A white conservative candidate for Cincinnati Public Schools board was accused by a current board member of trying to mislead voters about his race.
Steve Megerle, who’s running in a nonpartisan special election for a two-year term on the school board, pushed out a campaign ad showing a black couple and three children, with the caption, “protecting taxpayers,” reported the Cincinnati Enquirer.
“This is wrong,” wrote school board member Mike Moroski on Twitter. “Megerle is a white guy pretending to be black to get votes.”
Megerle denied the allegation as “nonsense,” saying it was a “partisan attack.”
The Tea Party conservative previously served a decade ago as a city commissioner in nearby Covington, Kentucky, but pleaded guilty to violating campaign finance restrictions and failure to identify campaign contributors and advertisers for a series of controversial ads.
A Kenton County judge said those ads were intended to “stoke the fires of bigotry” against LGBT people.
Those misdemeanor charges have been expunged from Megerle’s record, and he later served as chief of staff to Cincinnati city councilman Jeff Pastor.
Megerle has proposed using community block grant funding for down payments on houses for black teachers to attract more of them to the school district, and he also hopes to partner with historically black colleges and universities to offer signing bonuses to black teachers.
“Seventy percent of the students in our failing Cincinnati Public Schools are African-American,” Megerle said. “I am running so the children can have a chance to succeed and rise out of poverty.”

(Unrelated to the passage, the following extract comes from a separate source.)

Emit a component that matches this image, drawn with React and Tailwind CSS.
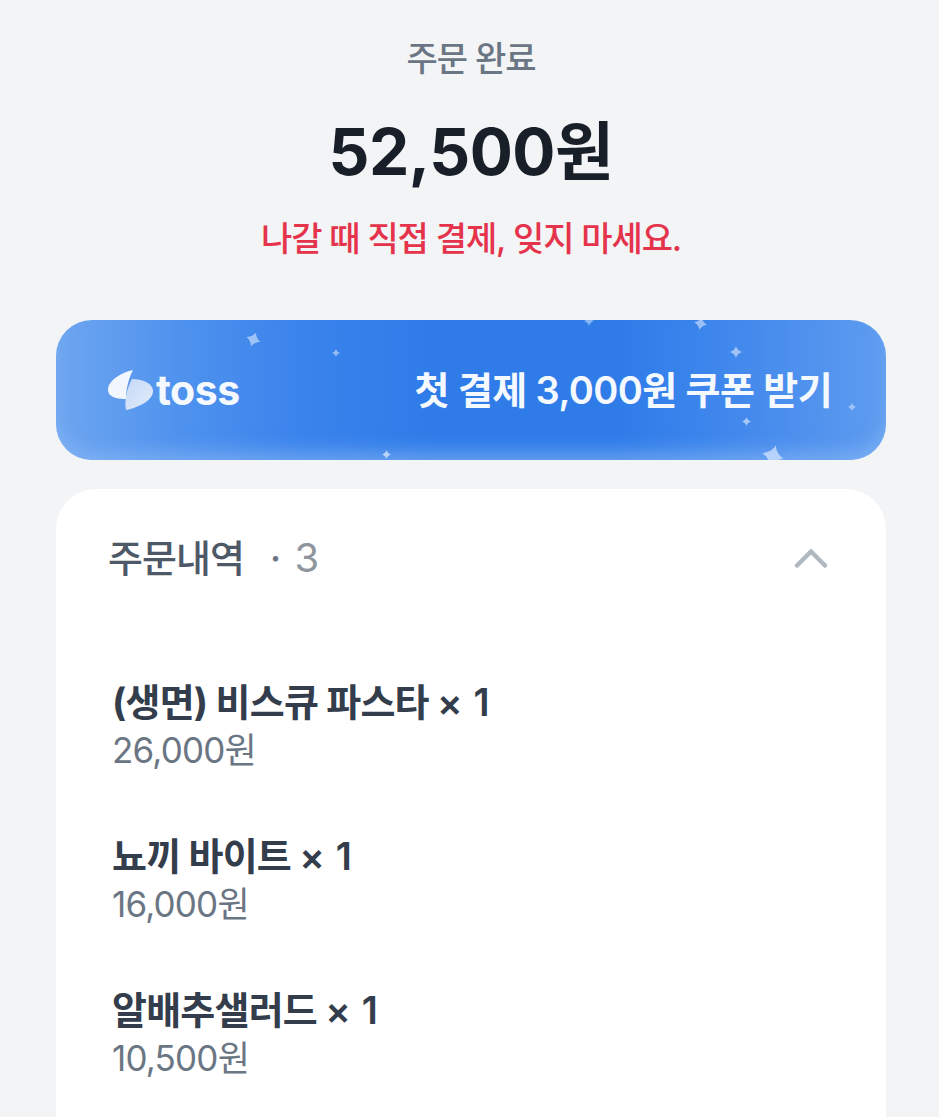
const KR = "font-['Inter','Noto_Sans_CJK_KR',sans-serif]";

const stars = [
  { x: 190, y: 12, s: 15, o: 0.6, r: 20 },
  { x: 276, y: 29, s: 8, o: 0.55, r: 0 },
  { x: 528, y: -4, s: 10, o: 0.5, r: 0 },
  { x: 638, y: -3, s: 13, o: 0.6, r: 10 },
  { x: 674, y: 26, s: 12, o: 0.6, r: 0 },
  { x: 686, y: 97, s: 9, o: 0.65, r: 0 },
  { x: 792, y: 83, s: 8, o: 0.55, r: 0 },
  { x: 326, y: 130, s: 9, o: 0.75, r: 0 },
  { x: 706, y: 125, s: 22, o: 0.7, r: 15 },
];

const orders = [
  { name: '(생면) 비스큐 파스타', price: '26,000원' },
  { name: '뇨끼 바이트', price: '16,000원' },
  { name: '알배추샐러드', price: '10,500원' },
];

function Star({ x, y, s, o, r }) {
  return (
    <svg
      className="absolute"
      style={{ left: x, top: y, opacity: o, transform: `rotate(${r}deg)` }}
      width={s}
      height={s}
      viewBox="0 0 12 12"
    >
      <path d="M6 0 C6.8 2.8 9 5 12 6 C9 7 6.8 9.2 6 12 C5.2 9.2 3 7 0 6 C3 5 5.2 2.8 6 0Z" fill="#dbe9ff" />
    </svg>
  );
}

function TossLogo() {
  return (
    <div className="flex items-center">
      <svg width="45" height="40" viewBox="0 0 45 40">
        <defs>
          <linearGradient id="tossRight" x1="0" y1="0" x2="1" y2="1">
            <stop offset="0" stopColor="#c4d8f6" />
            <stop offset="1" stopColor="#e3edfb" />
          </linearGradient>
        </defs>
        <path d="M25 0 C15 2 0 10 0 20 C0 26 7 29 17 29 L18 29 C18 18 21 8 25 0Z" fill="#f2f7fe" />
        <path d="M24 9 C36 9 45 14 45 21 C45 30 32 37 18 40 C16 30 19 18 24 9Z" fill="url(#tossRight)" />
      </svg>
      <span className="ml-[3px] text-[41px] leading-none font-bold tracking-[-0.5px] text-[#f4f8ff] font-['Inter',sans-serif]">
        toss
      </span>
    </div>
  );
}

export default function App() {
  return (
    <div className={`h-[1117px] overflow-hidden bg-[#f2f4f6] pr-[53px] pl-[56px] ${KR}`}>
      <div className="flex flex-col items-center pt-[36px]">
        <p className="text-[34px] leading-[46px] font-medium tracking-[-1px] text-[#6b7684]">주문 완료</p>
        <p className="mt-[32px] text-[64px] leading-[76px] font-bold tracking-[-0.5px] text-[#191f28]">52,500원</p>
        <p className="mt-[26px] text-[34px] leading-[46px] font-medium tracking-[-1.1px] text-[#e5334b]">
          나갈 때 직접 결제, 잊지 마세요.
        </p>
      </div>

      <div className="relative mt-[58px] flex h-[140px] items-center justify-between overflow-hidden rounded-[36px] bg-[linear-gradient(90deg,#6ea6f0_0%,#4f92ee_15%,#3a83ec_30%,#2f7ce9_45%,#2f7ce9_68%,#3c85ec_78%,#5293ee_92%,#5f9df0_100%)] pr-[54px] pl-[52px] shadow-[inset_0_-12px_18px_-4px_rgba(140,185,245,0.6)]">
        {stars.map((star, i) => (
          <Star key={i} {...star} />
        ))}
        <TossLogo />
        <span className="text-[38px] leading-none font-semibold tracking-[-0.6px] text-[#f4f8ff]">
          첫 결제 3,000원 쿠폰 받기
        </span>
      </div>

      <div className="mt-[29px] h-[700px] rounded-t-[40px] bg-white px-[52px] pt-[46px]">
        <div className="flex items-center justify-between pr-[7px]">
          <div className="flex items-center text-[38px] leading-[46px] font-medium tracking-[-1px]">
            <span className="text-[#4e5968]">주문내역</span>
            <span className="ml-[26px] text-[#6b7684]">·</span>
            <span className="ml-[14px] text-[40px] font-normal text-[#8f959c]">3</span>
          </div>
          <svg width="34" height="20" viewBox="0 0 34 20" fill="none">
            <path d="M4 17.5 L18 3.5 L32 17.5" stroke="#b0b8c1" strokeWidth="4.5" strokeLinecap="round" strokeLinejoin="round" />
          </svg>
        </div>

        <div className="mt-[97px] flex flex-col gap-[59px] pl-[4px]">
          {orders.map((order) => (
            <div key={order.name}>
              <p className="text-[38px] leading-[48px] font-bold tracking-[-0.8px] text-[#333d4b]">
                {order.name} <span className="font-semibold [word-spacing:3px]">× 1</span>
              </p>
              <p className="mt-px text-[35px] leading-[46px] font-normal tracking-[-0.8px] text-[#6b7684]">{order.price}</p>
            </div>
          ))}
        </div>
      </div>
    </div>
  );
}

City council members condemned Megerle’s campaign and his advertising.
“The actual candidate is a joke of a Conservative who used to work at City Hall,” said city councilwoman Tamaya Dennard. “Don’t be deceived… I think inclusive ads are great but that isn’t what is happening here. He’s trying to deceive people.”
City councilman Chris Seelbach called the ad “disgusting” and misleading — but said he was not surprised.
“He’s a Trump-supporting, Tea Party loving conservative Republican,” Seelbach wrote on Facebook. “But even more…HE’S A WHITE MAN! Don’t be confused.”
Megerle’s campaign website features a photo of himself, but does not mention his tenure on the Covington city commission and does not specify that he worked for the controversial Pastor — who was accused of attempting to buy votes before the 2017 election.
“It’s sad that partisan city councilmembers and a school board member are obsessed with tales of the past because I am focused on taking our schools from failing to first,” Megerle told the Enquirer. “My priorities will always be fighting for students, parents, and taxpayers.”